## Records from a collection
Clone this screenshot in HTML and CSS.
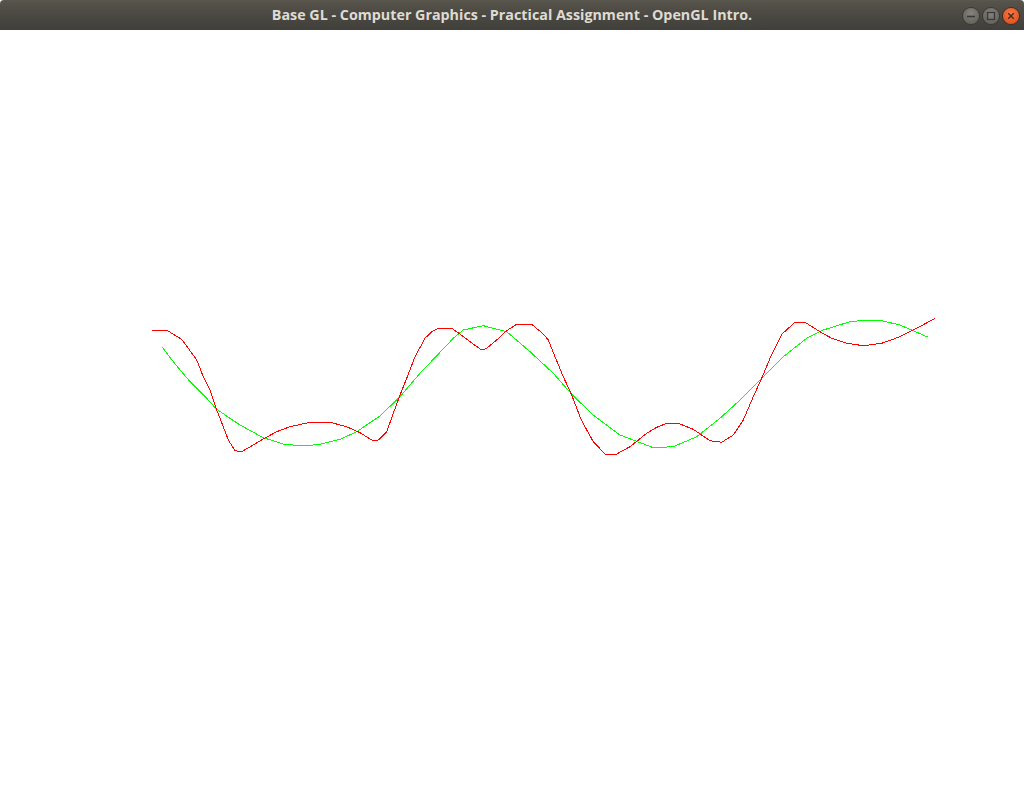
FILE: index.html
```html
<!DOCTYPE html>
<html>
<head>
<meta charset="utf-8">
<title>Base GL</title>
<link rel="stylesheet" href="styles.css">
</head>
<body>
<div class="window">
  <header class="titlebar">
    <div class="spacer"></div>
    <div class="title">Base GL - Computer Graphics - Practical Assignment - OpenGL Intro.</div>
    <div class="controls">
      <span class="btn btn-gray">
        <svg viewBox="0 0 16 16" width="16" height="16"><path d="M4 8.5h8" stroke="#3a3935" stroke-width="1.6" fill="none"/></svg>
      </span>
      <span class="btn btn-gray">
        <svg viewBox="0 0 16 16" width="16" height="16"><rect x="4.5" y="4.5" width="7" height="7" stroke="#3a3935" stroke-width="1.3" fill="none"/></svg>
      </span>
      <span class="btn btn-close">
        <svg viewBox="0 0 16 16" width="16" height="16"><path d="M5.2 5.2l5.6 5.6M10.8 5.2l-5.6 5.6" stroke="#4a2a1a" stroke-width="1.5" fill="none"/></svg>
      </span>
    </div>
  </header>
  <main class="canvas">
    <svg class="plot" viewBox="0 30 1024 768" width="1024" height="768">
      <polyline class="green" points="162.3,347.3 173.3,361.7 190,381.7 206.7,398.3 216.7,409.3 240,425 263.3,437.7 283.3,444 303.3,446 320,444.3 340,439.3 356.7,431.7 380,416 400,396.7 420,373.3 440,352.3 453.3,338.3 463.3,330 483.3,325.7 506.7,331.7 530,351.7 553.3,373.3 573.3,396 593.3,415 620,435 653.3,447.7 673.3,446.7 696.7,436.7 720,418.3 740,400 761.7,378.3 783.3,356.7 806.7,338.3 823.3,330 850,321.7 866.7,320 881.7,320.7 900,325 928.3,337.3"/>
      <polyline class="red" points="152.3,330 166.7,330 171.7,333.3 181.7,339.3 188.3,348.3 196.7,360 203.3,376.7 210,390 216.7,410 223.3,426.7 228.3,440 235,450.7 241.7,451.7 253.3,445 263.3,439 276.7,431.7 290,426.7 310,422.3 330,422.3 346.7,426.7 360,432.7 371.7,440 378.3,440 386.7,431.7 393.3,413.3 400,395 406.7,378.3 415,356.7 425,338.3 431.7,331.7 438.3,328.3 451.7,328.3 460,334 470,341.7 481.7,350 486.7,348.3 496.7,340 506.7,330.7 516.7,324.3 531.7,324.3 543.3,334 548.3,340 555,356.7 563.3,376.7 571.7,395 580,416.7 586.7,430 593.3,441.7 605,454 616.7,454 630,446.7 646.7,433.3 656.7,427.3 666.7,423.3 678.3,423.3 693.3,429.3 710,440.7 721.7,442.3 733.3,435 743.3,420 753.3,396.7 761.7,378.3 770,358.3 781.7,334.3 795,322.3 805,322.3 820,331.7 831.7,338.3 846.7,343.3 863.3,345.7 881.7,343.3 900,336.7 916.7,328.3 935,318.3"/>
    </svg>
  </main>
</div>
</body>
</html>
```

FILE: styles.css
```css
html, body {
  margin: 0;
  padding: 0;
  background: #ffffff;
}

.window {
  width: 1024px;
  height: 798px;
  display: flex;
  flex-direction: column;
  overflow: hidden;
}

.titlebar {
  height: 30px;
  flex: 0 0 30px;
  display: grid;
  grid-template-columns: 1fr auto 1fr;
  align-items: center;
  background: linear-gradient(to bottom, #5d5a52 0px, #57544c 1px, #4f4c45 10px, #403f3a 30px);
  border-radius: 4px 4px 0 0;
  box-sizing: border-box;
}

.title {
  font-family: "Open Sans", "DejaVu Sans", sans-serif;
  font-weight: 700;
  font-size: 14.3px;
  color: #dfdbd2;
  white-space: nowrap;
  line-height: 30px;
}

.controls {
  display: flex;
  justify-content: flex-end;
  align-items: center;
  gap: 4px;
  padding-right: 5px;
  padding-top: 1px;
}

.btn {
  width: 16px;
  height: 16px;
  border-radius: 50%;
  display: flex;
  align-items: center;
  justify-content: center;
  box-sizing: border-box;
}

.btn svg {
  display: block;
}

.btn-gray {
  background: radial-gradient(circle at 50% 35%, #85837d 0%, #6c6a65 60%, #5a5955 100%);
  box-shadow: 0 0 0 1px #3a3934;
}

.btn-close {
  background: radial-gradient(circle at 50% 35%, #f4794a 0%, #e85a26 60%, #d8481a 100%);
  box-shadow: 0 0 0 1px #3e2f26;
}

.canvas {
  flex: 1 1 auto;
  background: #ffffff;
}

.plot {
  display: block;
}

.plot polyline {
  fill: none;
  stroke-width: 1;
  shape-rendering: crispEdges;
}

.plot .green {
  stroke: #00ff00;
}

.plot .red {
  stroke: #ff0000;
}
```
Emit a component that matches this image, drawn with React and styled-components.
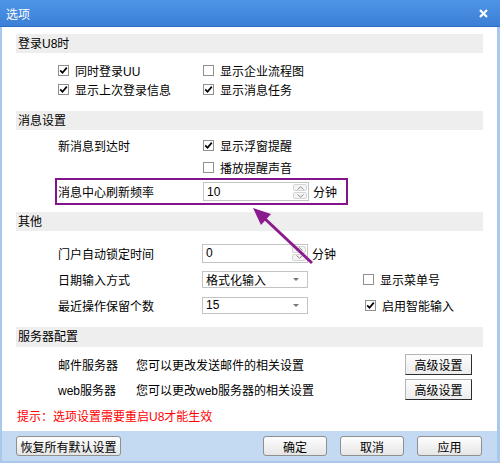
import React from "react";
import styled, { createGlobalStyle } from "styled-components";

const GlobalStyle = createGlobalStyle`
  html, body {
    margin: 0;
    padding: 0;
    background: #fff;
  }
  body {
    font-family: "Liberation Sans", "Noto Sans CJK SC", sans-serif;
    font-size: 12px;
    color: #000;
  }
  * {
    box-sizing: border-box;
  }
`;

const Frame = styled.div`
  position: relative;
  width: 500px;
  height: 463px;
  display: flex;
  flex-direction: column;
  background: #aac8ec;
  padding: 0 3px 2px 2px;
`;

const TitleBar = styled.div`
  height: 27px;
  margin: 0 -3px 0 -2px;
  padding: 0 12px 0 6px;
  display: flex;
  align-items: center;
  justify-content: space-between;
  color: #fff;
  background: linear-gradient(#4f95e5, #3b7fd7);
  border-bottom: 1px solid #2f6cbf;
  font-size: 12px;
`;

const Body = styled.div`
  flex: 1;
  background: #fff;
  padding: 7px 14px 0;
`;

const Header = styled.div`
  height: ${(p) => p.$h || 19}px;
  background: #eeeeee;
  padding-left: 2px;
  display: flex;
  align-items: center;
  line-height: 1;
`;

const Rows = styled.div`
  padding: ${(p) => p.$pad};
  padding-left: 42px;
`;

const Row = styled.div`
  height: ${(p) => p.$h}px;
  display: grid;
  grid-template-columns: ${(p) => p.$cols};
  align-items: center;
  white-space: nowrap;
`;

const Highlight = styled.div`
  width: 293px;
  height: 27px;
  margin-left: -3px;
  padding-left: 1px;
  border: 2px solid #84148a;
  display: grid;
  grid-template-columns: 145px auto;
  align-items: center;
  white-space: nowrap;
`;

const Check = styled.label`
  display: flex;
  align-items: center;
  gap: 6px;
  margin-left: ${(p) => p.$shift || 0}px;
`;

const Box = styled.span`
  width: 11px;
  height: 11px;
  border: 1px solid #8f8f8f;
  background: #fff;
  display: flex;
  align-items: center;
  justify-content: center;
`;

const Inline = styled.div`
  display: flex;
  align-items: center;
  gap: 4px;
`;

const Field = styled.div`
  width: 106px;
  height: ${(p) => p.$h || 19}px;
  border: 1px solid #c4c4c4;
  background: #fff;
  display: flex;
  align-items: center;
  padding-left: 3px;
`;

const Spin = styled.div`
  margin-left: auto;
  width: 16px;
  height: 100%;
  display: flex;
  flex-direction: column;
  padding: 1px;
  gap: 1px;
`;

const SpinHalf = styled.div`
  flex: 1;
  border: 1px solid #d6d6d6;
  border-radius: 2px;
  background: #f4f4f4;
  display: flex;
  align-items: center;
  justify-content: center;
`;

const Arrow = styled.span`
  margin-left: auto;
  margin-right: 8px;
  width: 0;
  height: 0;
  border-left: 3px solid transparent;
  border-right: 3px solid transparent;
  border-top: 3px solid #777;
`;

const Desc = styled.span`
  color: #000;
`;

const ClassicButton = styled.button`
  width: 67px;
  height: 21px;
  margin-right: 11px;
  padding: 0;
  font: inherit;
  color: #000;
  background: linear-gradient(#fdfdfd, #ececec);
  border: 1px solid #b5b5b5;
  border-right-color: #2c2c2c;
  border-bottom-color: #2c2c2c;
`;

const Hint = styled.div`
  margin-top: 7px;
  line-height: 16px;
  padding-left: 1px;
  color: #ff0000;
`;

const Footer = styled.div`
  height: 30px;
  background: #c4d9f2;
  display: flex;
  align-items: center;
  padding: 0 15px 0 14px;
  gap: 13px;
`;

const FootButton = styled.button`
  width: ${(p) => p.$w}px;
  height: 20px;
  margin-right: ${(p) => (p.$push ? "auto" : "0")};
  padding: 0;
  font: inherit;
  color: #000;
  border: 1px solid #8e8f8f;
  border-radius: 3px;
  background: linear-gradient(#fefefe, #e5e5e5);
`;

const Overlay = styled.svg`
  position: absolute;
  left: 0;
  top: 0;
  pointer-events: none;
`;

function CheckBox({ checked, children, shift }) {
  return (
    <Check $shift={shift}>
      <Box>
        {checked && (
          <svg width="9" height="9" viewBox="0 0 9 9">
            <path d="M1.2 4.3 L3.5 6.8 L7.8 1.6" fill="none" stroke="#000" strokeWidth="1.7" />
          </svg>
        )}
      </Box>
      {children}
    </Check>
  );
}

function SpinField({ value }) {
  return (
    <Field>
      {value}
      <Spin>
        <SpinHalf>
          <svg width="7" height="4" viewBox="0 0 7 4">
            <path d="M0.5 3.5 L3.5 0.8 L6.5 3.5" fill="none" stroke="#8a8a8a" strokeWidth="1" />
          </svg>
        </SpinHalf>
        <SpinHalf>
          <svg width="7" height="4" viewBox="0 0 7 4">
            <path d="M0.5 0.5 L3.5 3.2 L6.5 0.5" fill="none" stroke="#8a8a8a" strokeWidth="1" />
          </svg>
        </SpinHalf>
      </Spin>
    </Field>
  );
}

function Combo({ value }) {
  return (
    <Field $h={17}>
      {value}
      <Arrow />
    </Field>
  );
}

export default function App() {
  return (
    <Frame>
      <GlobalStyle />
      <TitleBar>
        <span>选项</span>
        <svg width="9" height="9" viewBox="0 0 9 9">
          <path d="M1 1 L8 8 M8 1 L1 8" stroke="#fff" strokeWidth="2.2" />
        </svg>
      </TitleBar>
      <Body>
        <Header>登录U8时</Header>
        <Rows $pad="8px 0 12px">
          <Row $h={19} $cols="145px 1fr">
            <CheckBox checked>同时登录UU</CheckBox>
            <CheckBox>显示企业流程图</CheckBox>
          </Row>
          <Row $h={19} $cols="145px 1fr">
            <CheckBox checked>显示上次登录信息</CheckBox>
            <CheckBox checked>显示消息任务</CheckBox>
          </Row>
        </Rows>

        <Header>消息设置</Header>
        <Rows $pad="4px 0 7px">
          <Row $h={22} $cols="145px 1fr">
            <span>新消息到达时</span>
            <CheckBox checked>显示浮窗提醒</CheckBox>
          </Row>
          <Row $h={22} $cols="145px 1fr">
            <span />
            <CheckBox>播放提醒声音</CheckBox>
          </Row>
          <Highlight>
            <span>消息中心刷新频率</span>
            <Inline>
              <SpinField value="10" />
              <span>分钟</span>
            </Inline>
          </Highlight>
        </Rows>

        <Header>其他</Header>
        <Rows $pad="9px 0 9px">
          <Row $h={26} $cols="144px 161px 1fr">
            <span>门户自动锁定时间</span>
            <Inline>
              <SpinField value="0" />
              <span>分钟</span>
            </Inline>
            <span />
          </Row>
          <Row $h={26} $cols="144px 161px 1fr">
            <span>日期输入方式</span>
            <Combo value="格式化输入" />
            <CheckBox>显示菜单号</CheckBox>
          </Row>
          <Row $h={26} $cols="144px 161px 1fr">
            <span>最近操作保留个数</span>
            <Combo value="15" />
            <CheckBox checked shift={2}>启用智能输入</CheckBox>
          </Row>
        </Rows>

        <Header $h={20}>服务器配置</Header>
        <Rows $pad="5px 0 0">
          <Row $h={25} $cols="78px 1fr auto">
            <span>邮件服务器</span>
            <Desc>您可以更改发送邮件的相关设置</Desc>
            <ClassicButton>高级设置</ClassicButton>
          </Row>
          <Row $h={25} $cols="78px 1fr auto">
            <span>web服务器</span>
            <Desc>您可以更改web服务器的相关设置</Desc>
            <ClassicButton>高级设置</ClassicButton>
          </Row>
        </Rows>
        <Hint>提示：选项设置需要重启U8才能生效</Hint>
      </Body>
      <Footer>
        <FootButton $w={105} $push>恢复所有默认设置</FootButton>
        <FootButton $w={64}>确定</FootButton>
        <FootButton $w={64}>取消</FootButton>
        <FootButton $w={65}>应用</FootButton>
      </Footer>

      <Overlay width="500" height="463" viewBox="0 0 500 463">
        <line x1="312" y1="263" x2="263" y2="217" stroke="#8a1a8e" strokeWidth="3" />
        <polygon points="253,208 271,214 261,225" fill="#8a1a8e" />
      </Overlay>
    </Frame>
  );
}
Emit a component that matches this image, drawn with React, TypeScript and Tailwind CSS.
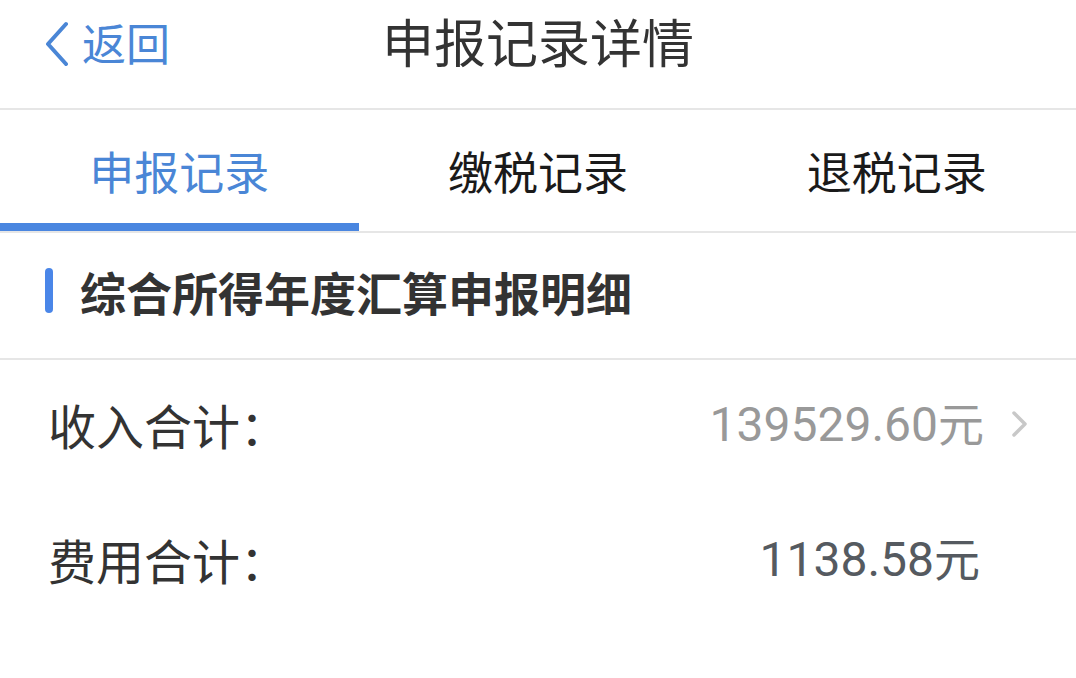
const font = { fontFamily: '"Noto Sans CJK SC", "Noto Sans", sans-serif' }
const digits = { fontFamily: 'Roboto, "Noto Sans CJK SC", sans-serif' }

function Header() {
    return (
        <header className="relative flex h-[110px] items-center justify-center border-b-2 border-[#e6e6e6]">
            <button className="absolute left-[40px] top-[18px] flex items-center text-[#4a86d6]">
                <svg width="32" height="48" viewBox="0 0 32 48" className="mr-[10px]">
                    <polyline points="26,6 8,26 26,46" fill="none" stroke="currentColor" strokeWidth="4" strokeLinecap="round" strokeLinejoin="round" />
                </svg>
                <span className="text-[44px] leading-none">返回</span>
            </button>
            <h1 className="-mt-[26px] text-[52px] font-normal leading-none text-[#333333]">申报记录详情</h1>
        </header>
    )
}

function Tabs() {
    const tabs = ['申报记录', '缴税记录', '退税记录']
    return (
        <nav className="grid h-[123px] grid-cols-3 border-b-2 border-[#e6e6e6]">
            {tabs.map((t, i) => (
                <div key={t} className="relative flex items-center justify-center">
                    <span className={`text-[45px] leading-none ${i === 0 ? 'text-[#4a86d6]' : 'text-[#1a1a1a]'}`}>{t}</span>
                    {i === 0 && <div className="absolute bottom-0 left-0 right-0 h-[8px] bg-[#4a86e0]" />}
                </div>
            ))}
        </nav>
    )
}

function Row({ label, value, muted, arrow }: { label: string; value?: string; muted?: boolean; arrow?: boolean }) {
    const num = value?.replace('元', '')
    return (
        <div className="flex h-[135px] items-center justify-between pb-[8px] pl-[48px] pr-[46px]">
            <span className="text-[48px] leading-none text-[#333333]">{label}</span>
            <div className="flex items-center">
                {value && (
                    <span className={`flex items-baseline leading-none ${muted ? 'text-[#999999]' : 'text-[#555a60]'}`}>
                        <span className="text-[48px]" style={digits}>{num}</span>
                        <span className="text-[46px]">元</span>
                    </span>
                )}
                {arrow ? (
                    <svg width="22" height="30" viewBox="0 0 22 30" className="ml-[24px]">
                        <polyline points="6,4 17,15 6,26" fill="none" stroke="#c8c8c8" strokeWidth="3.5" strokeLinecap="round" strokeLinejoin="round" />
                    </svg>
                ) : (
                    <span className="w-[50px]" />
                )}
            </div>
        </div>
    )
}

export default function App() {
    return (
        <main className="h-[678px] w-[1076px] overflow-hidden bg-white" style={font}>
            <Header />
            <Tabs />
            <section className="flex h-[127px] items-center border-b-2 border-[#e6e6e6] pb-[10px] pl-[45px]">
                <div className="h-[45px] w-[8px] rounded-full bg-[#4a86e8]" />
                <h2 className="ml-[27px] text-[46px] font-bold leading-none text-[#333333]">综合所得年度汇算申报明细</h2>
            </section>
            <Row label="收入合计：" value="139529.60元" muted arrow />
            <Row label="费用合计：" value="1138.58元" />
            <div className="pt-[6px]">
                <Row label="免税收入：" />
            </div>
        </main>
    )
}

## Short exercise
Find each line in the records holding the string "with" and show it.

## Answer below
Emit a component that matches this image, drawn with React and styled-components.
Emit a component that matches this image, drawn with React, TypeScript and Tailwind CSS.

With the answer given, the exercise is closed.